自分には特にこだわりも才能もないと思っている。
それはたぶん、一面的には正しい。親から「会社員として生きなさい」と言われたことを忠実に守って会社員以外の働き方を選んだことがない。人生は保守的であると自分では思っている。海外旅行さえも結局いまだに行ったことないし、わりと治安の良いところでばかり身を置いている。こだわりの少ない人生を歩んでいると思う。
しかし、他者の視点で考えれば、自分の人生は保守的には見えないかもしれないと思う。多くの人は新卒で入った会社の社員番号が7番だった人の人生を保守的だとは見なさないかもしれない。まぁとはいえ自分にとっては特筆すべきことでさえないと思っている。自分で起業したわけでもなければ、会社に資金のアテがないわけでもなかった。博打ではなかったと今でも思う。
たしかにキャリアリスクはあったかもしれないけど、あまり気にしてなかった。自分の選んだことなら、たぶん正しいだろう、そんなふうに確信していた。
そう、この「自分の選んだことなのだから正しい」という感覚をメタ認知したのはわりと最近のことである。
冷静に考えるとおかしな話かもしれない。「正しい選択をできているか不安」、または「自分で選んだことなのだから自分で正解にするのだ」と言っている人なら僕は聞いたことがある。しかし、「自分で選んだんだから正しい」というのはそんなに他者の口や本から読んだことはない。いや、もちろん先人はいると思うけれど、もしかすると自然な発想ではないのかもしれない。
さらに言うと、自分で選んだくせに間違えたと思っていることは僕にもある。だから、別に自分で選んでも正しくないことだって起こる。
なのに意思決定のあと、僕は自分で選んだのだからたぶん正しいと多くの場合思っている。不思議なものだ。
僕の人生の行動指針は単純明快だ。「ダサいことはしない」。これだけである。
この中からいくつものことが演繹され、僕の人生のルールになっている。例えば過剰な倹約をしないとか、軽蔑している人や組織からお金を受け取らないとか、差別を許さないとか、そういうことがルールとして効力を発揮する。なぜなら、それらの逆はすべて僕にとってダサいことだからだ*1。

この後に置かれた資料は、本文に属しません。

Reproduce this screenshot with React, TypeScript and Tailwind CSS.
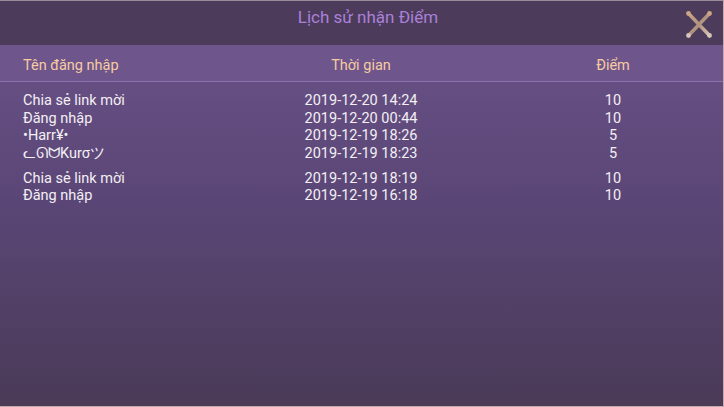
const rows = [
  { name: "Chia sẻ link mời", time: "2019-12-20 14:24", points: 10 },
  { name: "Đăng nhập", time: "2019-12-20 00:44", points: 10 },
  { name: "•Harr¥•", time: "2019-12-19 18:26", points: 5 },
  { name: "ᓚᘏᗢKurσツ", time: "2019-12-19 18:23", points: 5, tall: true },
  { name: "Chia sẻ link mời", time: "2019-12-19 18:19", points: 10 },
  { name: "Đăng nhập", time: "2019-12-19 16:18", points: 10 },
];

function CloseIcon() {
  return (
    <svg width="28" height="29" viewBox="0 0 28 29">
      <defs>
        <linearGradient id="bone" x1="0" y1="0" x2="1" y2="1">
          <stop offset="0" stopColor="#c9a386" />
          <stop offset="0.5" stopColor="#b0927e" />
          <stop offset="1" stopColor="#d4c0b0" />
        </linearGradient>
      </defs>
      <line x1="4" y1="4" x2="24" y2="25" stroke="url(#bone)" strokeWidth="3.5" strokeLinecap="round" />
      <line x1="24" y1="4" x2="4" y2="25" stroke="url(#bone)" strokeWidth="3.5" strokeLinecap="round" />
      <circle cx="3.5" cy="3.5" r="2.4" fill="#cda686" />
      <circle cx="24.5" cy="3.5" r="2.4" fill="#cda686" />
      <circle cx="3.5" cy="25.5" r="2.4" fill="#d8c6b8" />
      <circle cx="24.5" cy="25.5" r="2.4" fill="#d8c6b8" />
    </svg>
  );
}

export default function App() {
  return (
    <div
      className="w-[724px] h-[407px] flex flex-col overflow-hidden border-t border-t-[#9c8c98] border-r border-r-[#c8a8a8] border-b border-b-[#c8a8a8] bg-gradient-to-b from-[#6d548b] via-[#5a4676] to-[#4a3a57]"
      style={{ fontFamily: "Roboto, 'Noto Sans', sans-serif" }}
    >
      <header className="relative h-[44px] shrink-0 bg-[#4d3b5c] flex items-center justify-center">
        <h1 className="text-[17px] text-[#a981d9] -mt-[10px] ml-[13px]">Lịch sử nhận Điểm</h1>
        <button className="absolute right-[10px] top-[9px]">
          <CloseIcon />
        </button>
      </header>

      <div className="h-[37px] shrink-0 bg-[#6e568c] border-b border-[#8d73ab] flex items-center pt-[6px] text-[14.5px] text-[#f7cba2]">
        <div className="w-[273px] pl-[23px]">Tên đăng nhập</div>
        <div className="w-[176px] text-center">Thời gian</div>
        <div className="w-[100px]" />
        <div className="w-[128px] text-center">Điểm</div>
      </div>

      <div className="pt-[10px] text-[14.5px] text-[#f3eff3]">
        {rows.map((r, i) => (
          <div key={i} className={`flex items-center h-[17.7px] leading-[18px] ${r.tall ? "mb-[7px]" : ""}`}>
            <div className="w-[273px] pl-[23px]">{r.name}</div>
            <div className="w-[176px] text-center">{r.time}</div>
            <div className="w-[100px]" />
            <div className="w-[128px] text-center">{r.points}</div>
          </div>
        ))}
      </div>
    </div>
  );
}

このダサいことをしない、という基準で最も大切にしていることはこの基準を徹底して守るということである。さすがに即座に命を落とすとかいう状況なら守れないこともあるかもしれない*2けれども、基本例外なく守るというのが僕の生き方だ。
例えば経済的不利益、誰かとの利害の衝突、自分にとって別の重要な信念とのコンフリクトなどが普通にありえる。しかしたとえば、僕は「ダサいことはしない」という基準に従って退職をしたことがある(退職をしないことがダサいと僕の中で判断されたからだ)が、これは経済的不利益の可能性をはらむ。それでもやるのだ。
もちろん今までもエッジケースはいっぱいあったし、これからもあるだろう。しかし、なるべくこれらのルールを自分は守っていきたいと思っている。
なぜダサいことをしないという価値基準にこれほど重きを置いているのかはここまで書いてきた自分でもよくわからない。なぜなんだろう。
もし自分がなにかこだわっていることがあるのだとしたら、ダサいことをしないようにしていることしかないと思う。
ちなみに、このダサいことがなんなのかは僕が決めている。社会からの影響ももちろん受けているけれど、世間一般で言われるダサい服は別に着ても良い。それは僕が合意している「ダサいこと」ではないからだ。
しかし、だいたい僕が選んだ「ダサくないこと」をしている限り、世の中はよくなる気がしている。なんでそう思うのかはよくわからないけれど、僕はとっても僕のことを信用している。
昔の僕は間違えたこともあったし、欲望に負けてとんでもないことをやらかしたこともあった。あんまり笑い飛ばせるようなことでもないが、そうした失敗も経て、いまは大きな間違いを犯さないきっと保守的な人生を歩んでいくことになるんだろうと思う。
僕の人生は平凡なのだ。少なくとも僕はそう思っている。それで良いしそれが良い。